By Ray Glier
The eight-year-old girl put a chilling title to her written and pictorial narrative of sexual abuse by her mother’s boyfriend: “It Happens at Night.”
That little girl is one reason Chris Cohilas (J.D. ’02), a partner at Watson Spence, helped create Lily Pad, a sanctuary for the sexually abused in Albany, Georgia. Because of Lily Pad, victims do not have to retell the horror in a sterile, tiled hospital room or to a police officer at their home, in front of the abuser. Lily Pad offers victims a comfortable room in a small house with calming paint colors and stuffed animals.
Lily Pad is where the healing starts for the victim and the reckoning starts for the abuser. Victims are carefully examined—physically and emotionally—by trained professionals, which include nurses trained in forensics. DNA is collected. A video recording is made of the victim’s interview.

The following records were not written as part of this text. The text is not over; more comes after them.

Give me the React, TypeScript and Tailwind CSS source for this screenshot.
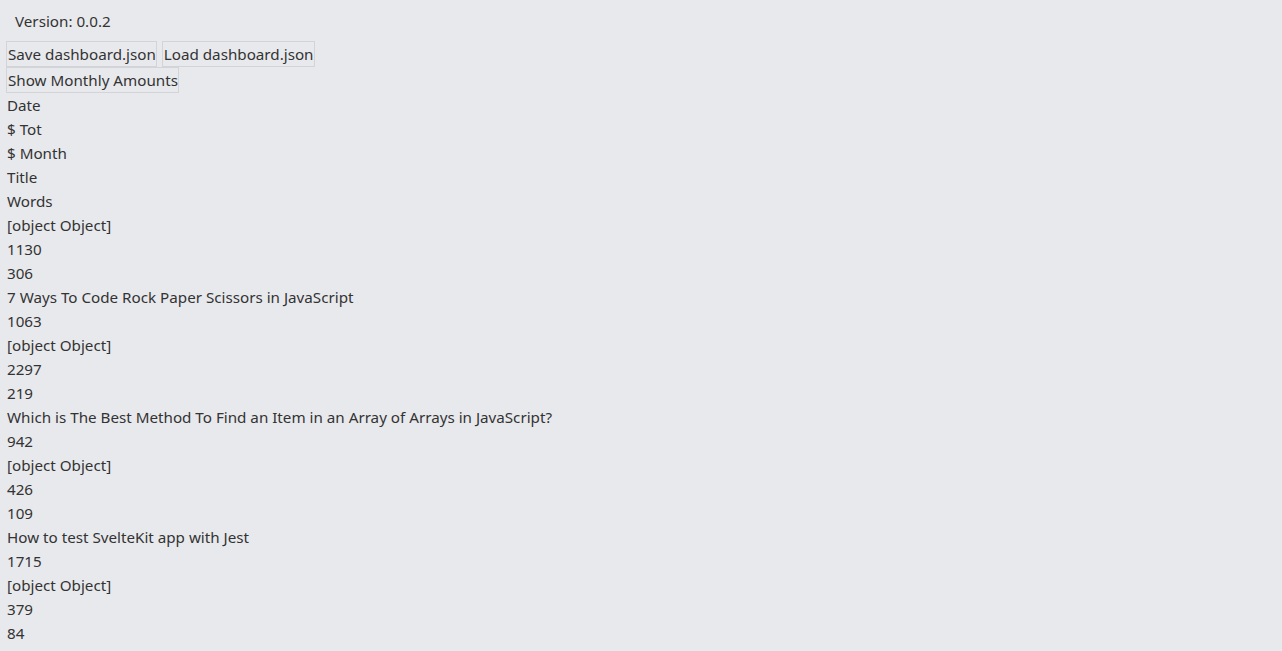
import React from "react";

type Post = {
  tot: number;
  month: number;
  title: string;
  words: number;
};

const posts: Post[] = [
  { tot: 1130, month: 306, title: "7 Ways To Code Rock Paper Scissors in JavaScript", words: 1063 },
  { tot: 2297, month: 219, title: "Which is The Best Method To Find an Item in an Array of Arrays in JavaScript?", words: 942 },
  { tot: 426, month: 109, title: "How to test SvelteKit app with Jest", words: 1715 },
  { tot: 379, month: 84, title: "", words: 0 },
];

const headers = ["Date", "$ Tot", "$ Month", "Title", "Words"];

const App: React.FC = () => {
  const cells: string[] = [];
  posts.forEach((p, i) => {
    cells.push("[object Object]", String(p.tot), String(p.month));
    if (i < posts.length - 1) {
      cells.push(p.title, String(p.words));
    }
  });

  return (
    <div className="min-h-screen w-full bg-[#e8e9ed] text-[#333333] font-['Noto_Sans',sans-serif] text-[15.2px] leading-6 px-[7px] overflow-hidden">
      <div className="pt-[9px] pl-2 pb-2">Version: 0.0.2</div>
      <div className="flex gap-[5px]">
        <button className="border border-[#d3d4d8] bg-[#e8e9ed] leading-6 -ml-px pl-px pr-0">Save dashboard.json</button>
        <button className="border border-[#d3d4d8] bg-[#e8e9ed] leading-6 pl-px pr-0">Load dashboard.json</button>
      </div>
      <div className="flex">
        <button className="border border-[#d3d4d8] bg-[#e8e9ed] leading-6 -ml-px pl-px pr-0">Show Monthly Amounts</button>
      </div>
      <div>
        {headers.map((h) => (
          <div key={h}>{h}</div>
        ))}
        {cells.map((c, i) => (
          <div key={i}>{c}</div>
        ))}
      </div>
    </div>
  );
};

export default App;
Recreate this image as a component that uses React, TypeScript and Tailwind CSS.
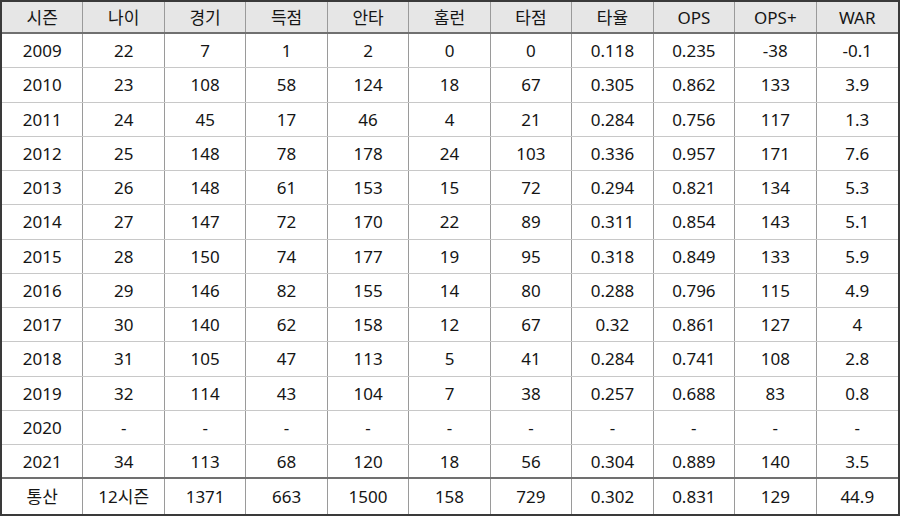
import React from 'react';

const headers = ['시즌', '나이', '경기', '득점', '안타', '홈런', '타점', '타율', 'OPS', 'OPS+', 'WAR'];

const rows: string[][] = [
  ['2009', '22', '7', '1', '2', '0', '0', '0.118', '0.235', '-38', '-0.1'],
  ['2010', '23', '108', '58', '124', '18', '67', '0.305', '0.862', '133', '3.9'],
  ['2011', '24', '45', '17', '46', '4', '21', '0.284', '0.756', '117', '1.3'],
  ['2012', '25', '148', '78', '178', '24', '103', '0.336', '0.957', '171', '7.6'],
  ['2013', '26', '148', '61', '153', '15', '72', '0.294', '0.821', '134', '5.3'],
  ['2014', '27', '147', '72', '170', '22', '89', '0.311', '0.854', '143', '5.1'],
  ['2015', '28', '150', '74', '177', '19', '95', '0.318', '0.849', '133', '5.9'],
  ['2016', '29', '146', '82', '155', '14', '80', '0.288', '0.796', '115', '4.9'],
  ['2017', '30', '140', '62', '158', '12', '67', '0.32', '0.861', '127', '4'],
  ['2018', '31', '105', '47', '113', '5', '41', '0.284', '0.741', '108', '2.8'],
  ['2019', '32', '114', '43', '104', '7', '38', '0.257', '0.688', '83', '0.8'],
  ['2020', '-', '-', '-', '-', '-', '-', '-', '-', '-', '-'],
  ['2021', '34', '113', '68', '120', '18', '56', '0.304', '0.889', '140', '3.5'],
];

const total = ['통산', '12시즌', '1371', '663', '1500', '158', '729', '0.302', '0.831', '129', '44.9'];

function Row({ cells, className }: { cells: string[]; className: string }) {
  return (
    <div className={`grid grid-cols-11 ${className}`}>
      {cells.map((c, i) => (
        <div
          key={i}
          className={`flex items-center justify-center ${i < cells.length - 1 ? 'border-r border-[#9a9a9a]' : ''}`}
        >
          {c}
        </div>
      ))}
    </div>
  );
}

export default function App() {
  return (
    <div
      className="w-[900px] h-[516px] bg-white border-2 border-[#3a3a3a] flex flex-col text-[17px] text-[#151515] leading-none"
      style={{ fontFamily: '"Noto Sans", "Noto Sans CJK KR", sans-serif' }}
    >
      <Row cells={headers} className="h-[32px] bg-[#e6e6e6] border-b-2 border-[#707070]" />
      {rows.map((r, i) => (
        <Row
          key={r[0]}
          cells={r}
          className={
            i === rows.length - 1
              ? 'h-[34.25px] border-b-2 border-[#707070]'
              : 'h-[34.25px] border-b border-[#c8c8c8]'
          }
        />
      ))}
      <Row cells={total} className="flex-1" />
    </div>
  );
}
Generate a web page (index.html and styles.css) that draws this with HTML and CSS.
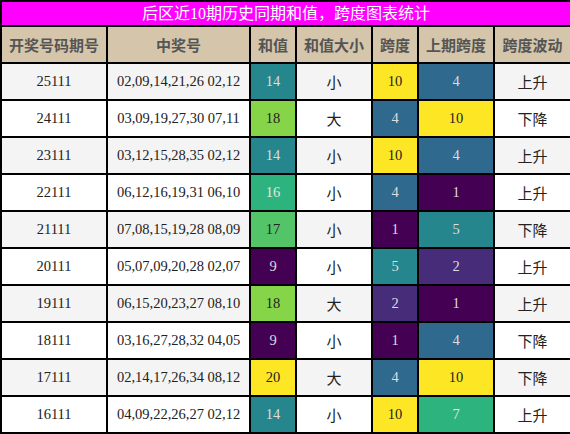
FILE: index.html
```html
<!DOCTYPE html>
<html lang="zh-CN">
<head>
    <meta charset="UTF-8">
    <meta name="viewport" content="width=device-width, initial-scale=1.0">
    <title>后区和值跨度统计</title>
    <link rel="stylesheet" href="styles.css">
</head>
<body>
    <table class="stats">
        <colgroup>
            <col class="c-issue">
            <col class="c-nums">
            <col class="c-sum">
            <col class="c-size">
            <col class="c-span">
            <col class="c-prev">
            <col class="c-trend">
        </colgroup>
        <thead>
            <tr class="title-row">
                <th colspan="7">后区近10期历史同期和值，跨度图表统计</th>
            </tr>
            <tr class="head-row">
                <th>开奖号码期号</th>
                <th>中奖号</th>
                <th>和值</th>
                <th>和值大小</th>
                <th>跨度</th>
                <th>上期跨度</th>
                <th>跨度波动</th>
            </tr>
        </thead>
        <tbody id="rows"></tbody>
    </table>

    <script>
        const rows = [
            ['25111', '02,09,14,21,26 02,12', 14, '小', 10, 4, '上升'],
            ['24111', '03,09,19,27,30 07,11', 18, '大', 4, 10, '下降'],
            ['23111', '03,12,15,28,35 02,12', 14, '小', 10, 4, '上升'],
            ['22111', '06,12,16,19,31 06,10', 16, '小', 4, 1, '上升'],
            ['21111', '07,08,15,19,28 08,09', 17, '小', 1, 5, '下降'],
            ['20111', '05,07,09,20,28 02,07', 9, '小', 5, 2, '上升'],
            ['19111', '06,15,20,23,27 08,10', 18, '大', 2, 1, '上升'],
            ['18111', '03,16,27,28,32 04,05', 9, '小', 1, 4, '下降'],
            ['17111', '02,14,17,26,34 08,12', 20, '大', 4, 10, '下降'],
            ['16111', '04,09,22,26,27 02,12', 14, '小', 10, 7, '上升']
        ];

        // colour classes, viridis style
        const sumColor = { 9: 'v0', 14: 'v4', 16: 'v6', 17: 'v7', 18: 'v8', 20: 'v9' };
        const spanColor = { 1: 'v0', 2: 'v1', 4: 'v3', 5: 'v4', 7: 'v6', 10: 'v9' };

        document.getElementById('rows').innerHTML = rows.map((r, i) => `
            <tr class="${i % 2 === 0 ? 'odd' : 'even'}">
                <td>${r[0]}</td>
                <td>${r[1]}</td>
                <td class="${sumColor[r[2]]}">${r[2]}</td>
                <td class="cjk">${r[3]}</td>
                <td class="${spanColor[r[4]]}">${r[4]}</td>
                <td class="${spanColor[r[5]]}">${r[5]}</td>
                <td class="cjk">${r[6]}</td>
            </tr>
        `).join('');
    </script>
</body>
</html>
```

FILE: styles.css
```css
body {
    margin: 0;
    background: white;
    font-family: 'Liberation Serif', 'Noto Sans CJK SC', serif;
    color: #222;
}
.stats {
    border-collapse: collapse;
    width: 570px;
    table-layout: fixed;
}
.c-issue { width: 106px; }
.c-nums { width: 143px; }
.c-sum { width: 46px; }
.c-size { width: 76px; }
.c-span { width: 46px; }
.c-prev { width: 76px; }
.c-trend { width: 77px; }
.stats th,
.stats td {
    border: 2px solid #000;
    text-align: center;
    padding: 0;
}
.title-row th {
    height: 23px;
    background: #ff00ff;
    color: #fff;
    font-weight: normal;
    font-size: 16px;
    line-height: 20px;
}
.head-row th {
    height: 35px;
    background: #d5c5aa;
    color: #555;
    font-family: 'Noto Sans CJK SC', sans-serif;
    font-weight: bold;
    font-size: 15px;
}
.stats td {
    height: 35px;
    font-size: 14.5px;
}
.stats td.cjk {
    font-family: 'Noto Sans CJK SC', sans-serif;
    font-size: 15px;
}
tr.odd td { background: #f4f4f4; }
tr.even td { background: #fff; }

/* viridis cells */
tr td.v0 { background: #440154; color: #ddd; }
tr td.v1 { background: #472c7a; color: #ddd; }
tr td.v3 { background: #30698e; color: #ddd; }
tr td.v4 { background: #25878d; color: #ddd; }
tr td.v6 { background: #2db37d; color: #e4e4e4; }
tr td.v7 { background: #53c568; color: #222; }
tr td.v8 { background: #86d549; color: #222; }
tr td.v9 { background: #fde725; color: #222; }
```
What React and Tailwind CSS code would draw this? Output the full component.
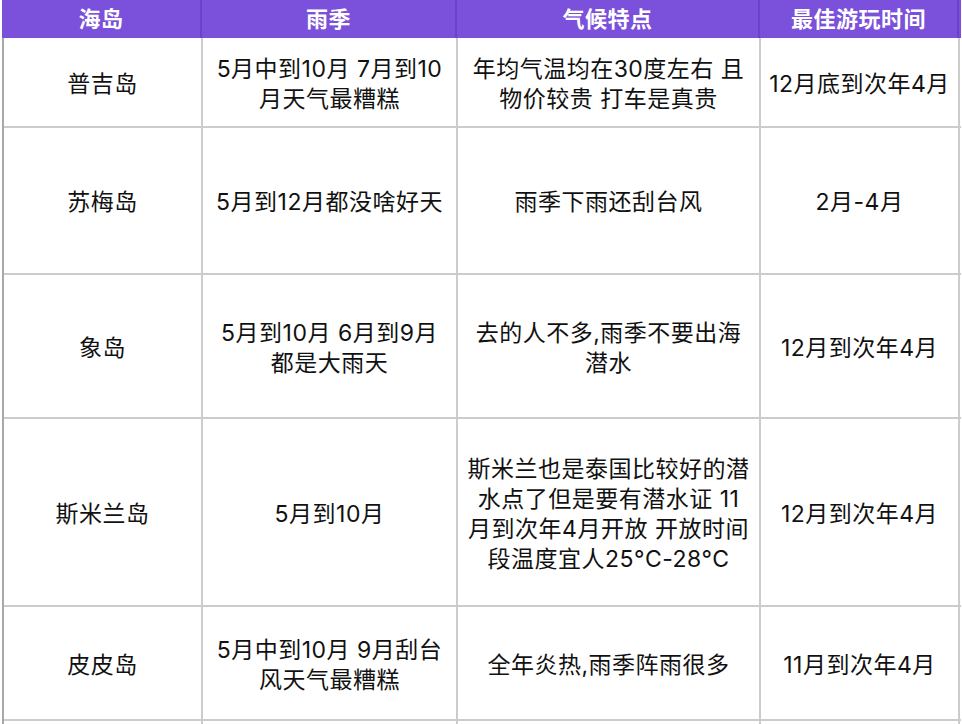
import React from "react";

const columns = [
  { title: "海岛", w: "w-[200px]" },
  { title: "雨季", w: "w-[255px]" },
  { title: "气候特点", w: "w-[303px]" },
  { title: "最佳游玩时间", w: "w-[199px]" },
];

const rows = [
  {
    h: "h-[90px]",
    cells: [["普吉岛"], ["5月中到10月 7月到10", "月天气最糟糕"], ["年均气温均在30度左右 且", "物价较贵 打车是真贵"], ["12月底到次年4月"]],
  },
  {
    h: "h-[147px]",
    cells: [["苏梅岛"], ["5月到12月都没啥好天"], ["雨季下雨还刮台风"], ["2月-4月"]],
  },
  {
    h: "h-[144px]",
    cells: [["象岛"], ["5月到10月 6月到9月", "都是大雨天"], ["去的人不多,雨季不要出海", "潜水"], ["12月到次年4月"]],
  },
  {
    h: "h-[188px]",
    cells: [
      ["斯米兰岛"],
      ["5月到10月"],
      ["斯米兰也是泰国比较好的潜", "水点了但是要有潜水证 11", "月到次年4月开放 开放时间", "段温度宜人25°C-28°C"],
      ["12月到次年4月"],
    ],
  },
  {
    h: "h-[114px]",
    cells: [["皮皮岛"], ["5月中到10月 9月刮台", "风天气最糟糕"], ["全年炎热,雨季阵雨很多"], ["11月到次年4月"]],
  },
  {
    h: "h-[60px]",
    cells: [[""], [""], [""], [""]],
  },
];

const Cell = ({ lines, w }) => (
  <div className={`${w} shrink-0 flex items-center justify-center border-r-2 border-[#cccccc] px-1 pt-[3px] text-center`}>
    <p className="whitespace-nowrap text-[23px] leading-[30px] tracking-[0.5px] text-[#111111]">
      {lines.map((line, i) => (
        <React.Fragment key={i}>
          {i > 0 && <br />}
          {line}
        </React.Fragment>
      ))}
    </p>
  </div>
);

export default function App() {
  return (
    <div
      className="w-[962px] h-[724px] overflow-hidden bg-white"
      style={{ fontFamily: 'Inter, "Noto Sans CJK SC", "Noto Sans", sans-serif' }}
    >
      <div className="ml-[2px] w-[959px]">
        <div className="flex h-[38px] bg-[#7b50da]">
          {columns.map((c) => (
            <div
              key={c.title}
              className={`${c.w} shrink-0 flex items-center justify-center border-r-2 border-[#6c42c8] text-[22px] font-bold tracking-[0.5px] text-white`}
            >
              {c.title}
            </div>
          ))}
        </div>
        <div className="border-l-2 border-[#a8a8a8]">
          {rows.map((r, i) => (
            <div key={i} className={`flex ${r.h} border-b-2 border-[#cccccc]`}>
              {r.cells.map((lines, j) => (
                <Cell key={j} lines={lines} w={j === 0 ? "w-[199px]" : columns[j].w} />
              ))}
            </div>
          ))}
        </div>
      </div>
    </div>
  );
}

The evidence chain is solid.
This eight-year-old’s abuser was sentenced to life in prison. “We removed him from this community forever,” said Cohilas, a former prosecutor for Dougherty County. “We removed a lot of these abusers from this community forever.”
Lily Pad has changed the way sexual assault is handled in the community. Since it was established in 2008, the organization has helped over 3,500 primary and secondary victims. And the conviction rate of offenders rose to nearly 100 percent, Cohilas said.
“It was a very beautiful and organic thing that happened in our community. We have this resource that is used not only by this community, but by many rural communities that don’t have these resources. It is so needed. I don’t think people conceptualize how often sexual assault occurs,” he said.
Cohilas, 41, is more than an attorney in southwest Georgia. In 2014, he was elected county-wide to serve as chairman of the Dougherty County Board of Commissioners. He is a community builder, an unabashed cheerleader of Albany and Dougherty County. His leadership after tornado-producing storms in January 2017 ushered in federal dollars and support to accelerate the area’s recovery—one of the reasons he was named one of the 100 most influential Georgians by Georgia Trendmagazine in 2018.
Cohilas also serves those in need through his work as a board member of the Georgia Public Defender Council, the statewide, independent agency that provides representation to indigent people.
“Compared to where it was 10 to 15 years ago, indigent defense, at least in my circuit, is a superior product,” Cohilas said.
It is not only in the interests of the indigent to provide a credible defense, it is in the best interest of the state. When he was a prosecutor, the last thing Cohilas wanted to see opposite him in the courtroom was an ill-prepared defense attorney. It is Cohilas’ mission on the Georgia Public Defender Council to continue to improve that side of the courtroom.
“When you have competent and effective representation, there is an appropriate check and balance on the state,” he said. “It ensures that if a conviction is obtained, it is done in a way that is constitutional and prevents the cost and expense of retrial.
“Retrial causes an enormous disruption. If you can do it right one time, do it right one time. Everybody benefits from making sure the system, on both sides, operates more competently and effectively.”
So where did Cohilas’ healthy dose of empathy come from?
He said it came from his father, Alex Cohilas, and his mother, Brenda Crowe. The family lived by the Greek ideal of “philotimo,” which for the Cohilas family meant “You should stand for your fellow brother. You should stand against injustice.”
Alex Cohilas lived it and breathed it, according to his son. He was a master carpenter, but also a firefighter who organized the Fraternal Order of Clayton County Firefighters to combat cronyism in the county regarding hiring and promotions. Alex filed civil lawsuits against the county and not only succeeded in a transformation, but actually became the fire chief.
“My father was told he would never be promoted because of his activism,” Chris Cohilas said. “You fight injustice and keep things honest—that came from home at an early age.”